Peut-être, dira-t-on, ce qu’ils imagineraient alors nous ennuierait-il ? Et moi, je n’en crois rien. Serait-ce qu’il y aurait moins d’esprit, moins de délicatesse ou moins de force dans les idées de ce genre ? Point du tout ; il y régnerait seulement une autre sorte d’esprit, de délicatesse et de force, et cette autre sorte-là vaudrait bien celle qui naît du travail et de l’attention…

Oui, je préférerais toutes les idées fortuites que le hasard nous donne à celles que la recherche la plus ingénieuse pourrait nous fournir dans le travail.

Enfin, c’est ainsi que je pense, et j’ai toujours agi conséquemment. Je suis né de manière que tout me devient une matière de réflexion ; c’est comme une philosophie de tempérament que j’ai reçue, et que le moindre objet met en exercice.

Je ne destine aucun caractère à mes idées ; c’est le hasard qui leur donne le ton. De là vient qu’une bagatelle me jette quelquefois dans le sérieux, pendant que l’objet le plus grave me fait rire ; et quand j’examine, après, le parti que mon imagination a pris, je vois souvent qu’elle ne s’est point trompée.

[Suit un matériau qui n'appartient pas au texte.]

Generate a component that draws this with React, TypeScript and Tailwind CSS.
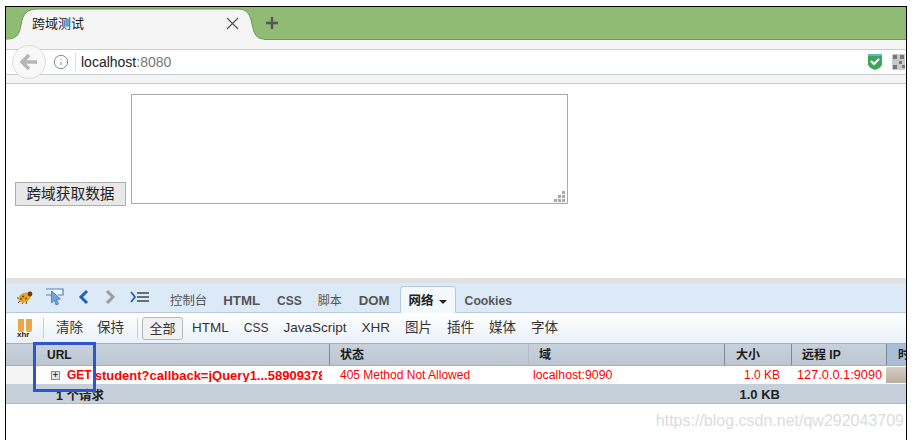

Quoi qu’il en soit, je souhaite que mes réflexions puissent être utiles. Peut-être le seront-elles, et ce n’est que dans cette vue que je les donne, et non pour éprouver si l’on me trouvera de l’esprit. Si j’en ai, je crois, en vérité, que personne ne le sait, car je n’ai jamais pris la peine de soutenir une conversation, ni de défendre mes opinions, et cela par une paresse insurmontable. D’ailleurs, mon âge avancé, mes voyages, la longue habitude de ne vivre que pour voir et pour entendre, et l’expérience que j’ai acquise, ont émoussé mon amour-propre sur mille petits plaisirs de vanité qui peuvent amuser les autres hommes : de sorte que, si mes amis venaient me dire que je passe pour un bel esprit, je ne sens pas, en vérité, que je fusse plus content de moi-même ; mais si je voyais que quelqu’un eût fait quelque profit en lisant mes réflexions, se fût corrigé d’un défaut, oh ! cela me toucherait, et ce plaisir-là serait encore de ma compétence.